Your objective - Restate the whole listing word for word. Pictures are left out.

::: Supplied material :::

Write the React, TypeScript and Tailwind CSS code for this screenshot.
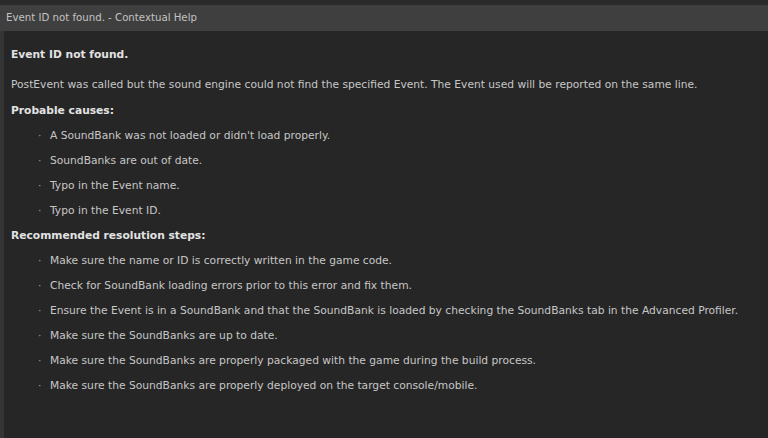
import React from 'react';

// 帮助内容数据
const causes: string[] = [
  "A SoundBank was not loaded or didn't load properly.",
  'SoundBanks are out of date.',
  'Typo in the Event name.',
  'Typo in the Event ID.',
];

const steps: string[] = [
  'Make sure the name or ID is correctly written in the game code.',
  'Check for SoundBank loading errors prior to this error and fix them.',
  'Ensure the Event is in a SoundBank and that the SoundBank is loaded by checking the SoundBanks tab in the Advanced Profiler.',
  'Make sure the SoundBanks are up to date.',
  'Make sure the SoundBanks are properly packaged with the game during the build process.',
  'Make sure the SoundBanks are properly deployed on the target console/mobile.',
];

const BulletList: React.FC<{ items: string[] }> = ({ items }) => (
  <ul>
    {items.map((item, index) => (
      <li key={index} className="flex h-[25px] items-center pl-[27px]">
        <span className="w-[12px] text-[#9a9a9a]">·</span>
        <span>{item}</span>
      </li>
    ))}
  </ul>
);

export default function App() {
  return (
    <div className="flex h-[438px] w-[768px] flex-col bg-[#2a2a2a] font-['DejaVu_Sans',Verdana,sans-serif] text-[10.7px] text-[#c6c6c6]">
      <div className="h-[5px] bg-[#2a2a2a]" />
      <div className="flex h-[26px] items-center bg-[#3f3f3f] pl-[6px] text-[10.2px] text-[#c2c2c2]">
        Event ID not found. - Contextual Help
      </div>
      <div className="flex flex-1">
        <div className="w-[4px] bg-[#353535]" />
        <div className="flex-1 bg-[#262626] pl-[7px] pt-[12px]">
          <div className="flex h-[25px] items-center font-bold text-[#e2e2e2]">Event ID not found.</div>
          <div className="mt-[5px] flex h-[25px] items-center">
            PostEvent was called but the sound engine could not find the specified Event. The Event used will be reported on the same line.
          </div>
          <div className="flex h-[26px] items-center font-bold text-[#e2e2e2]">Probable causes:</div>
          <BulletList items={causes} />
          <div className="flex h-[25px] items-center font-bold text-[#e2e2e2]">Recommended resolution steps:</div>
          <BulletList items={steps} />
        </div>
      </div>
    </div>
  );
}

:::

Written solution -
Write the React, TypeScript and Tailwind CSS code for this screenshot.
import React from 'react';

// 帮助内容数据
const causes: string[] = [
  "A SoundBank was not loaded or didn't load properly.",
  'SoundBanks are out of date.',
  'Typo in the Event name.',
  'Typo in the Event ID.',
];

const steps: string[] = [
  'Make sure the name or ID is correctly written in the game code.',
  'Check for SoundBank loading errors prior to this error and fix them.',
  'Ensure the Event is in a SoundBank and that the SoundBank is loaded by checking the SoundBanks tab in the Advanced Profiler.',
  'Make sure the SoundBanks are up to date.',
  'Make sure the SoundBanks are properly packaged with the game during the build process.',
  'Make sure the SoundBanks are properly deployed on the target console/mobile.',
];

const BulletList: React.FC<{ items: string[] }> = ({ items }) => (
  <ul>
    {items.map((item, index) => (
      <li key={index} className="flex h-[25px] items-center pl-[27px]">
        <span className="w-[12px] text-[#9a9a9a]">·</span>
        <span>{item}</span>
      </li>
    ))}
  </ul>
);

export default function App() {
  return (
    <div className="flex h-[438px] w-[768px] flex-col bg-[#2a2a2a] font-['DejaVu_Sans',Verdana,sans-serif] text-[10.7px] text-[#c6c6c6]">
      <div className="h-[5px] bg-[#2a2a2a]" />
      <div className="flex h-[26px] items-center bg-[#3f3f3f] pl-[6px] text-[10.2px] text-[#c2c2c2]">
        Event ID not found. - Contextual Help
      </div>
      <div className="flex flex-1">
        <div className="w-[4px] bg-[#353535]" />
        <div className="flex-1 bg-[#262626] pl-[7px] pt-[12px]">
          <div className="flex h-[25px] items-center font-bold text-[#e2e2e2]">Event ID not found.</div>
          <div className="mt-[5px] flex h-[25px] items-center">
            PostEvent was called but the sound engine could not find the specified Event. The Event used will be reported on the same line.
          </div>
          <div className="flex h-[26px] items-center font-bold text-[#e2e2e2]">Probable causes:</div>
          <BulletList items={causes} />
          <div className="flex h-[25px] items-center font-bold text-[#e2e2e2]">Recommended resolution steps:</div>
          <BulletList items={steps} />
        </div>
      </div>
    </div>
  );
}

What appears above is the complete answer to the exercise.